If you start thinking about our faulty perceptions, the first thing you realize is that markets are not perfectly efficient, people are not always good guardians of their own self-interest and there might be limited circumstances when government could usefully slant the decision-making architecture (see “Nudge” by Thaler and Cass Sunstein for proposals). But the second thing you realize is that government officials are probably going to be even worse perceivers of reality than private business types. Their information feedback mechanism is more limited, and, being deeply politicized, they’re even more likely to filter inconvenient facts.

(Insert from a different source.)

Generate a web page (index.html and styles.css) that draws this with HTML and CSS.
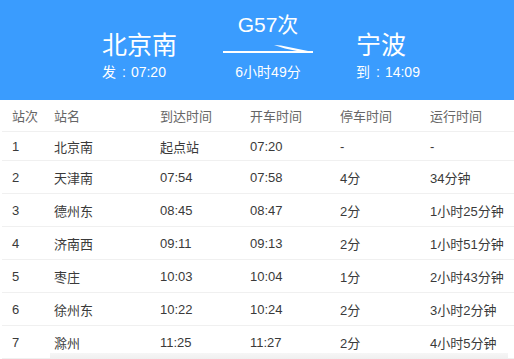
FILE: index.html
```html
<!DOCTYPE html>
<html lang="zh-CN">
<head>
<meta charset="utf-8">
<title>G57次</title>
<link rel="stylesheet" href="styles.css">
</head>
<body>
<header class="hero">
  <div class="end end-from">
    <div class="station">北京南</div>
    <div class="time">发<span class="colon">:</span>07:20</div>
  </div>
  <div class="mid">
    <div class="train">G57次</div>
    <svg class="arrow" width="90" height="9" viewBox="0 0 90 9">
      <rect x="0" y="6" width="90" height="2" fill="#fff"/>
      <polygon points="51,0 58,0.4 90,7 80,7.2 62,3.6" fill="#fff"/>
    </svg>
    <div class="dur">6小时49分</div>
  </div>
  <div class="end end-to">
    <div class="station">宁波</div>
    <div class="time">到<span class="colon">:</span>14:09</div>
  </div>
</header>
<section class="table">
  <div class="row head">
    <span>站次</span><span>站名</span><span>到达时间</span><span>开车时间</span><span>停车时间</span><span>运行时间</span>
  </div>
  <div class="row first">
    <span>1</span><span>北京南</span><span>起点站</span><span>07:20</span><span>-</span><span>-</span>
  </div>
  <div class="row">
    <span>2</span><span>天津南</span><span>07:54</span><span>07:58</span><span>4分</span><span>34分钟</span>
  </div>
  <div class="row">
    <span>3</span><span>德州东</span><span>08:45</span><span>08:47</span><span>2分</span><span>1小时25分钟</span>
  </div>
  <div class="row">
    <span>4</span><span>济南西</span><span>09:11</span><span>09:13</span><span>2分</span><span>1小时51分钟</span>
  </div>
  <div class="row">
    <span>5</span><span>枣庄</span><span>10:03</span><span>10:04</span><span>1分</span><span>2小时43分钟</span>
  </div>
  <div class="row">
    <span>6</span><span>徐州东</span><span>10:22</span><span>10:24</span><span>2分</span><span>3小时2分钟</span>
  </div>
  <div class="row">
    <span>7</span><span>滁州</span><span>11:25</span><span>11:27</span><span>2分</span><span>4小时5分钟</span>
  </div>
</section>
<div class="fade"></div>
</body>
</html>
```
FILE: styles.css
```css
* { box-sizing: border-box; }
html, body { margin: 0; padding: 0; }
body {
  width: 514px;
  height: 359px;
  overflow: hidden;
  position: relative;
  background: #fff;
  font-family: "Liberation Sans", "Noto Sans CJK SC", sans-serif;
}
.hero {
  height: 100px;
  background: #3a9cfe;
  color: #fff;
  display: flex;
  align-items: flex-end;
  padding: 0 0 20px 102px;
}
.end { display: flex; flex-direction: column; }
.station {
  font-size: 25px;
  line-height: 28px;
}
.time {
  font-size: 14px;
  line-height: 16px;
  margin-top: 5px;
  white-space: nowrap;
}
.colon { margin: 0 5px 0 6px; }
.end-from { width: 76px; margin-right: 45px; }
.end-to { margin-left: 43px; }
.mid {
  width: 90px;
  display: flex;
  flex-direction: column;
  align-items: center;
}
.train {
  font-size: 21px;
  line-height: 24px;
}
.arrow { display: block; margin-top: 8px; }
.dur {
  font-size: 14px;
  line-height: 16px;
  margin-top: 10px;
}
.table { padding: 0 0 0 2px; }
.row {
  display: grid;
  grid-template-columns: 42px 106px 90px 90px 90px 1fr;
  align-items: center;
  height: 33px;
  border-bottom: 1.5px solid #f0f0f0;
  font-size: 13px;
  color: #3a3a3a;
}
.row span { padding-left: 10px; white-space: nowrap; }
.row.head { height: 32px; color: #666; }
.row.first { height: 29px; }
.fade {
  position: absolute;
  left: 50px;
  width: 458px;
  top: 353px;
  height: 6px;
  background: linear-gradient(#f6f6f6, #efefef);
}
```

I think that makes more sense if you just change the last sentence to say “their information feedback mechanism is more limited so they’re even more likely to filter inconvenient facts.” But I think this is an important point — in just the areas where we’d most like effective regulation, we’re sort of unlikely to get it. If traders are likely to overestimate the effectiveness of their risk models, then regulators are prone to those exact same errors. Where does this leave us?

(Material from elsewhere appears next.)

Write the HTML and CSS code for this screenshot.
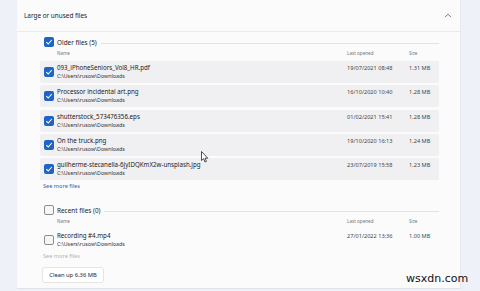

Brooks, I think, thinks it leaves us just as skeptical of regulation as we were before we took the behavioral turn. I think it arguably leaves us somewhere else. It leaves us with an appreciation of crude measures rather than hubristic efforts to get the regulations precisely right. Until the 1980s, banks couldn’t operate across state lines at all. This didn’t make any real sense. Some states (California, New York, Texas) are much bigger than others either in terms of land area or population or both. And of course New York City is much more integrated with parts of New Jersey (and even some parts of Connecticut) than it is with, say, Buffalo. So whatever the “right” rule was here, this clearly wasn’t it. At the same time, this rule, for all its arbitrariness, has the virtues of being clear and largely self-implementing. It doesn’t depend on anyone’s discretion being used wisely or honestly, and it doesn’t depend on anyone’s calculations being right. And it had the effect of limiting the size of banks so that you never had a really enormous bank failure.

Now that’s not to say we should go back to the ban on interstate banking (I honestly have no idea), but I think it shows the general shape of what we should be looking at. The best you can hope from a regulatory regime is that it will be a satisficing solution wherein some fairly crude rule will improve on the outcomes generated by the unfettered market. When that’s not the case, we may as well let the market go unfettered even though that, too, will be somewhat sub-optimal. But at the same time when we’re looking at a regulatory regime that seems to be working okay, and the regulated parties start saying we need tweaks x and y and z and oh there’s no danger there we should be very suspicious. We shouldn’t count on being to fine-tune our results to perfection, we should either lean in with a heavy hand or else stay away.